The dark world of the VT operator is further revealed as Simon Anthony recalls more tales of daring do behind the scenes of one of the UKs most famous television exports.
I worked at TVC, VT Tel Rec from 1978 to 1989ish - a period which covered several Davison Doctor stories. My involvement was mostly at quite a distance, being under the fountain and in the dark, but without Tel Rec nothing would exist, so I think our stories should be told.
The act of transmitting a tape was from time to time rather more of an event with Doctor Who stories than for any other program. In the closing scenes of a Davison story 'Snake Dance' the monster had to be destroyed by centring it within a set or mirrors. When the alignment was just right, the 'Mara' exploded in a flash of light. The flash had been generated by a rather over zealous vision mixing desk such that the video peaked at somewhat more than the VTR at the time could manage. Fortunately I had seen and noted on the card the fact that this flash would make the machine lose lock, and when to my horror I saw that this fact had not been picked up before transmission I had to do some quick knob-work on the video output at the appropriate moment. The auto-chroma did not overload, the AVR2 did not lose lock and the Doctor won the day again.
I was the VT engineer for Adric's final moments in the Cyberman doomsday series. Mathew Waterhouse had to type frantically on a keyboard to feed in emergency code to save the day - but as he typed a not quite dead yet Cyberman shot his last shot and blew up the device with a very satisfying, and on the first take somewhat unexpectedly violent explosion. The shock of this showed in quite the wrong way and a second take was required. Mathew was noticeably un-keen to stand quite as close the second time as he had the first and he very tentatively tapped at full arm's length. This time the bang was expected and no damage was done, but I preferred take one. The next job for me was to record the end captions. There was a problem - there was no sound, so, like the diligent RO I was I called the studio to report the fault. I was told the silence was deliberate, but, I was not told why. The reason for the rather terse comments I was given became clear when the show went out. Adric had died. I had killed him and I didn't realise it - nor did I leak the story to the press. I found out the same way everyone else did.
The Five Doctors
Recording a scene for The Five Doctors gave me a chance to really shine as an engineer. I had to play in to the studio from one machine and record an added effect on another. The problem was the machines where not working as well as they could. The producer, John Nathan Turner was for some reason I can't remember actually in the recording cubical with me when I set the machines up. The scene was shot in a moody low light and the heads of the VTR had worn down to the point where banding was too obvious for my professional eye to allow.

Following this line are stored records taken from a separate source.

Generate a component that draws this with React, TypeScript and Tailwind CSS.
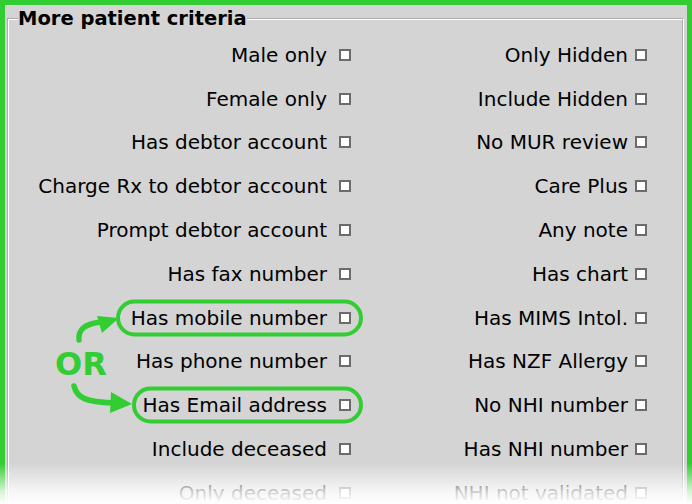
import React from "react";

// ── Data ──────────────────────────────────────────────────────────────────────

const ROWS: Array<{ left: string; right: string; ring?: "mobile" | "email" }> = [
  { left: "Male only", right: "Only Hidden" },
  { left: "Female only", right: "Include Hidden" },
  { left: "Has debtor account", right: "No MUR review" },
  { left: "Charge Rx to debtor account", right: "Care Plus" },
  { left: "Prompt debtor account", right: "Any note" },
  { left: "Has fax number", right: "Has chart" },
  { left: "Has mobile number", right: "Has MIMS Intol.", ring: "mobile" },
  { left: "Has phone number", right: "Has NZF Allergy" },
  { left: "Has Email address", right: "No NHI number", ring: "email" },
  { left: "Include deceased", right: "Has NHI number" },
  { left: "Only deceased", right: "NHI not validated" },
];

// ── Bits ──────────────────────────────────────────────────────────────────────

function Box() {
  return (
    <span className="block w-[12px] h-[12px] shrink-0 border-2 border-[#6b6b6b] bg-white" />
  );
}

function Annotations() {
  return (
    <svg
      className="absolute inset-0 pointer-events-none"
      width={692}
      height={504}
      viewBox="0 0 692 504"
    >
      {/* upper arrow */}
      <path
        d="M79 340 C 78 329, 85 324, 101 322"
        fill="none"
        stroke="#32cd32"
        strokeWidth={5.5}
        strokeLinecap="round"
      />
      <polygon points="97,316 119,318 102,333" fill="#32cd32" />
      {/* lower arrow */}
      <path
        d="M74 386 C 77 398, 86 402, 113 403"
        fill="none"
        stroke="#32cd32"
        strokeWidth={5.5}
        strokeLinecap="round"
      />
      <polygon points="111,392 132,404 110,413" fill="#32cd32" />
    </svg>
  );
}

// ── Main ──────────────────────────────────────────────────────────────────────

export default function App() {
  return (
    <div className="relative w-[692px] h-[504px] overflow-hidden bg-[#32cd32] px-[5px] pt-[5px] font-['DejaVu_Sans',sans-serif] text-black">
      <div className="h-full bg-[#d4d4d4] pt-[2px] pl-[2px] pr-[3px]">
        <fieldset className="border-2 [border-style:groove] border-white pl-[9px] pr-0 pt-[2px] pb-0 m-0">
          <legend className="px-0 text-[19.5px] leading-[24px] font-bold">
            More patient criteria
          </legend>
          <div className="flex flex-col">
            {ROWS.map((r) => (
              <div key={r.left} className="flex h-[43.8px] items-center">
                <div className="flex w-[333px] justify-end">
                  <div className="relative flex items-center">
                    {r.ring && (
                      <span
                        className={
                          r.ring === "mobile"
                            ? "absolute -left-[15px] -right-[12px] top-1/2 -translate-y-1/2 h-[37px] rounded-full border-4 border-[#32cd32]"
                            : "absolute -left-[11px] -right-[12px] top-1/2 -translate-y-1/2 h-[37px] rounded-full border-4 border-[#32cd32]"
                        }
                      />
                    )}
                    <span className="text-[20px] leading-[24px] whitespace-nowrap">
                      {r.left}
                    </span>
                    <span className="ml-[12px]">
                      <Box />
                    </span>
                  </div>
                </div>
                <div className="flex w-[296px] justify-end items-center">
                  <span className="text-[20px] leading-[24px] whitespace-nowrap">
                    {r.right}
                  </span>
                  <span className="ml-[7px]">
                    <Box />
                  </span>
                </div>
              </div>
            ))}
          </div>
        </fieldset>
      </div>

      <Annotations />
      <span className="absolute left-[55px] top-[348px] text-[32px] leading-[32px] font-bold text-[#32cd32]">
        OR
      </span>

      {/* bottom fade */}
      <div className="absolute left-0 right-0 top-[463px] bottom-0 bg-linear-to-b from-white/0 via-white/80 via-70% to-white" />
    </div>
  );
}
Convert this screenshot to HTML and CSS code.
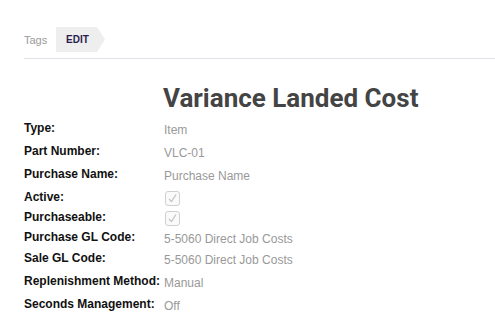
FILE: index.html
```html
<!DOCTYPE html>
<html lang="en">
<head>
    <meta charset="UTF-8">
    <meta name="viewport" content="width=device-width, initial-scale=1.0">
    <title>Variance Landed Cost</title>
    <link rel="stylesheet" href="styles.css">
</head>
<body>
    <div class="tags-bar">
        <span class="tags-label">Tags</span>
        <span class="tag-edit">EDIT</span>
    </div>

    <h1 class="title">Variance Landed Cost</h1>

    <div class="details">
        <div class="row">
            <div class="label">Type:</div>
            <div class="value">Item</div>
        </div>
        <div class="row">
            <div class="label">Part Number:</div>
            <div class="value">VLC-01</div>
        </div>
        <div class="row">
            <div class="label">Purchase Name:</div>
            <div class="value">Purchase Name</div>
        </div>
        <div class="row check">
            <div class="label">Active:</div>
            <div class="value"><span class="checkbox"><svg viewBox="0 0 15 15" width="15" height="15"><path d="M4 8 L6.5 10.5 L11 3.5" fill="none" stroke="#c4c4c4" stroke-width="1.3"/></svg></span></div>
        </div>
        <div class="row check">
            <div class="label">Purchaseable:</div>
            <div class="value"><span class="checkbox"><svg viewBox="0 0 15 15" width="15" height="15"><path d="M4 8 L6.5 10.5 L11 3.5" fill="none" stroke="#c4c4c4" stroke-width="1.3"/></svg></span></div>
        </div>
        <div class="row short">
            <div class="label">Purchase GL Code:</div>
            <div class="value">5-5060 Direct Job Costs</div>
        </div>
        <div class="row">
            <div class="label">Sale GL Code:</div>
            <div class="value">5-5060 Direct Job Costs</div>
        </div>
        <div class="row">
            <div class="label">Replenishment Method:</div>
            <div class="value">Manual</div>
        </div>
        <div class="row">
            <div class="label">Seconds Management:</div>
            <div class="value">Off</div>
        </div>
    </div>
</body>
</html>
```

FILE: styles.css
```css
* {
    margin: 0;
    padding: 0;
    box-sizing: border-box;
}

body {
    font-family: "Liberation Sans", Arial, sans-serif;
    background: #fff;
    color: #111;
    width: 495px;
    overflow: hidden;
}

.tags-bar {
    display: flex;
    align-items: center;
    margin-left: 24px;
    padding: 27px 0 6px;
    border-bottom: 1px solid #dfe3e7;
}

.tags-label {
    font-size: 11px;
    color: #9a9a9a;
    width: 32px;
}

.tag-edit {
    display: flex;
    align-items: center;
    height: 25px;
    width: 49px;
    padding-left: 10px;
    background: #eeeeee;
    clip-path: polygon(0 0, 41px 0, 100% 50%, 41px 100%, 0 100%);
    font-size: 10px;
    font-weight: bold;
    color: #2b1d4d;
}

.title {
    font-family: Roboto, "Liberation Sans", sans-serif;
    font-weight: bold;
    font-size: 26px;
    line-height: 26px;
    color: #444;
    margin: 26px 0 10px 163px;
}

.details {
    padding-left: 24px;
}

.row {
    display: flex;
    min-height: 23px;
}

.row.check {
    min-height: 20px;
}

.row.short {
    min-height: 21px;
}

.label {
    width: 140px;
    font-size: 12px;
    line-height: 14px;
    font-weight: bold;
    color: #111;
}

.value {
    padding-top: 2px;
    font-size: 12px;
    line-height: 14px;
    color: #999;
}

.checkbox {
    display: block;
    width: 15px;
    height: 15px;
    margin-top: -1px;
    margin-left: 1px;
    border: 1px solid #d0d0d0;
    border-radius: 3px;
    background: #fafafa;
}

.checkbox svg {
    display: block;
    margin: -1px 0 0 -1px;
}
```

Problem was, there was very little time to do anything about it - but I did anyway. JNT said it was OK as it was, but, I had just finished a term in Video Head Optimisation and was totally up to the task of doing a super fast head change. This I managed easily in time to not cause any difficulties, to my pleasure and satisfaction and, I later found out JNT was also impressed. I was and am a great fan and life long follower of the show and I am still proud that JNT wanted me to work on all his shows from then on. A feather in my cap, but nothing came from it.
Finally I can relate my only editing experience on the show. The Doctor Who exhibition at Longleat House required a short video sequence to be playing on a loop, but the shoestring budget could not stretch to actually getting a suite together to do the edit - nor had anyone even had enough budget to decide what to show, let alone do an offline edit. I got the job. At BBC Enterprises I had two VPR machines and a few transmission recordings of Peter Davison's final episode and regeneration sequence. I did a pull together of the main events from my memory of what I thought the best bits where. I got a teeshirt for doing that, several sizes too small but much appreciated all the same.
I never saw the exhibition but many years later I met a fan who still remembered seeing and loving my edit. At the time I was also rewarded for my efforts by being told about out takes I had not known about. The VT Christmas Tapes had already sparked the first of what became many programs showing out takes and I could present 'The over acting Dalek' and one I called 'Bugger, I've lost them' to the viewing world. If you know the show, you know these clips. Only one got on the 'Golden Egg award' part of Noel Edmund's Saturday show, and that gave me my only screen credit in over a decade of VT work at TVC.
A great job to talk about, mostly very dull to actually do ( apart from the good bits ).